L’article aborde dans les pages 41 à 43 une théorie explicative de ces différences entre Nord et Sud, baptisée deuxième transition démographique. D’après cette théorie, l’enrichissement et le développement de l’instruction en Europe ont conduit la population à donner davantage d’importance « à la réalisation et la reconnaissance de soi, la liberté de pensée et d’action (recul de la religion) la démocratie au quotidien, l’intérêt du travail et les valeurs éducatives. La montée de l’individualisme se traduit par une baisse de la fécondité. La place plus grande de la femme et les revendications égalitaires se traduisent par une augmentation du taux d’activité féminin qui pousse à une baisse des naissances. Dans la décennie 90, on trouve une forte corrélation négative entre niveau d’activité des femmes et fécondité : plus les femmes travaillent, moins elles ont d’enfants.
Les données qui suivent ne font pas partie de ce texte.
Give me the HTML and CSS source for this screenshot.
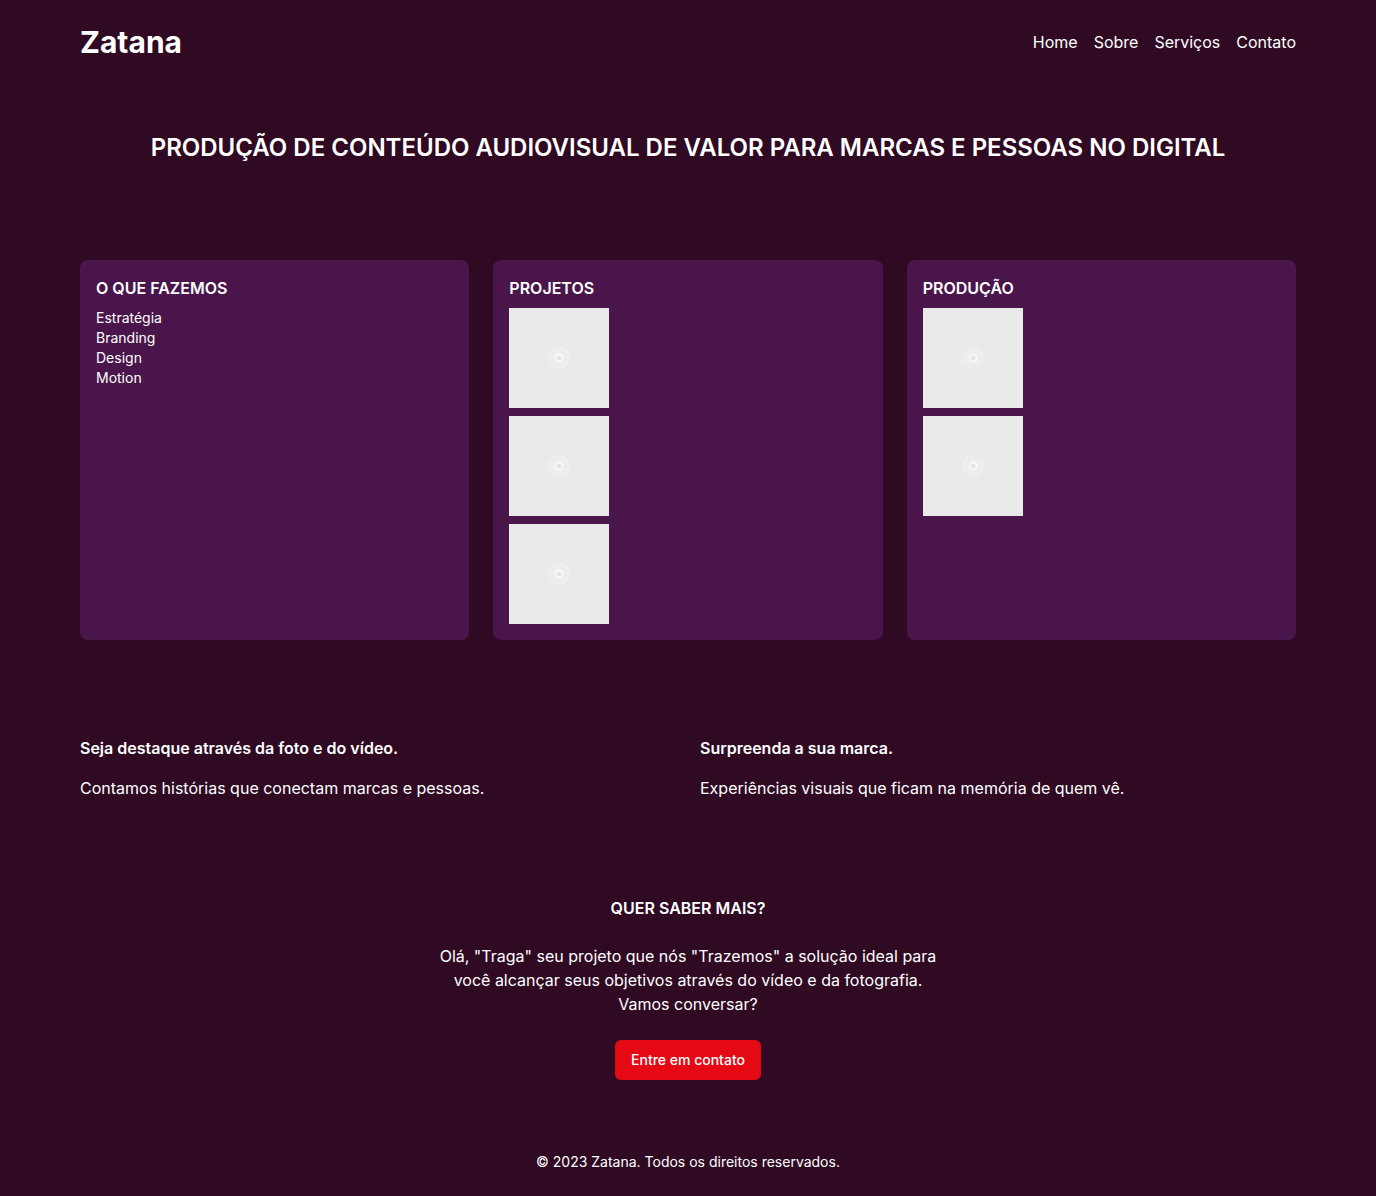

Cependant, dans un deuxième temps, et en particulier dans les pays du Nord, la poussée égalitaire se traduit par un meilleur partage des taches domestiques entre homme et femme au sein du couple, permettant une remontée de la fécondité. Dans les années 2000, la corrélation s’inverse, et ce sont les pays au plus fort taux d’activité féminin qui ont la plus forte fécondité, les deux phénomènes étant liés à une égalité réelle entre les deux sexes.
On peut observer un phénomène semblable au sein de notre pays à travers le lien entre fécondité et diplôme : les femmes sans diplôme ont à la fois un bas taux d’activité et une fécondité plus importante que la moyenne. Le taux de fécondité diminue avec le niveau de diplôme, ou du moins diminuait : les diplômés du supérieur voient depuis quelques années leur fécondité augmenter alors que celles des autres femmes diminue. On peut faire l’hypothèse que ces femmes plus instruites ont des relations plus égalitaires avec leur conjoint et suivent le même modèle que les pays scandinaves.